Holding coins is not a passive hobby. There are landmines everywhere, and even seasoned holders get caught. The most common threats include:

  • Custodial risk — Leaving coins on an exchange means trusting a third party. History is littered with platforms that became insolvent overnight.
  • Regulatory risk — A single government announcement can vaporize billions in market cap, and holders bear the brunt of the fallout.
  • Concentration risk — Holding one coin is a bet on a single narrative. Even Bitcoin maximalists recommend a small allocation to alternative assets.
  • Self-custody mistakes — Lose your seed phrase and your coins are gone forever. There is no support desk for true ownership.
  • Smart contract risk — For holders of DeFi tokens, a single bug can drain a protocol and turn a "blue chip" position into worthless bytecode.

When Holders Get Burned

Some of crypto's loudest critics are ex-holders who lost access to old wallets, sent coins to the wrong address, or aped into unaudited tokens. The technology rewards vigilance and punishes carelessness with extreme prejudice.

Strategies Smart Coin Holders Use to Stay Ahead

The best holders treat their portfolio like a long-term business, not a slot machine. They build systems that protect them from their own worst impulses.

1. Tiered Storage

Divide holdings across hot wallets, cold wallets, and exchanges based on purpose. Tradeable capital stays on exchanges; long-term positions sit in cold storage where no hacker, exchange insolvency, or phishing attack can reach them.

2. Periodic Rebalancing

Smart holders set calendar reminders to rebalance. If one position balloons past their target allocation, they trim. If a thesis breaks, they exit entirely. Discipline beats conviction every time.

3. Reading the Holder Flow

Before buying a coin, smart holders check who else is buying. Heavy retail FOMO without whale support is usually a top signal. Quiet whale accumulation during a boring stretch often precedes the next leg up.

4. Diversifying Beyond Spot

Some of the sharpest holders stake, lend, or provide liquidity with portions of their stack to generate yield that compounds their edge.

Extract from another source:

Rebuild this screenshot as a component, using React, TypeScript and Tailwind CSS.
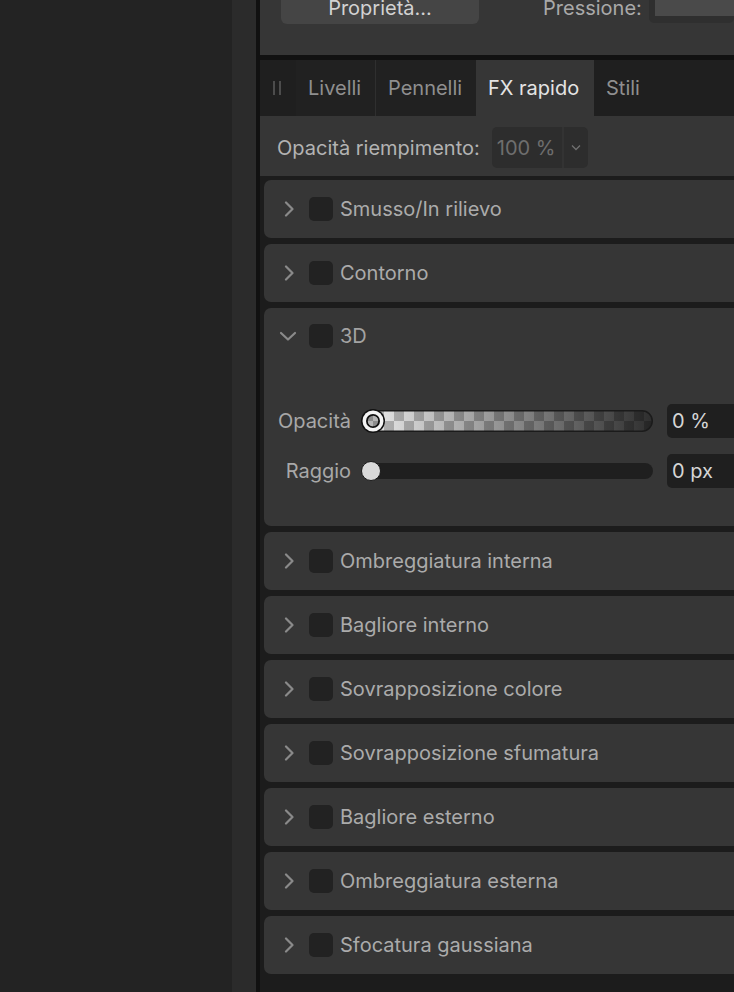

Just make sure the protocol's risk profile matches the yield promised — if it sounds too good to be true, it usually is.

Key Takeaways

  • Coin holders come in all sizes, from dust collectors to whales capable of moving entire markets.
  • Holding is a discipline, not a default — psychology, not luck, separates long-term winners from exit liquidity.
  • On-chain data lets any holder see what other holders are doing, turning sentiment into a tradable signal.
  • Real risks include exchange failures, regulation, concentration, and simple mistakes — owning coins means owning all of those risks.
  • Tiered storage, rebalancing, and reading holder flow are the foundations of a strategy that survives multiple cycles.

The market doesn't care how new you are or how small your bag feels. It only cares what holders do. Learn to act like one, and the charts start making sense in a way they never did before.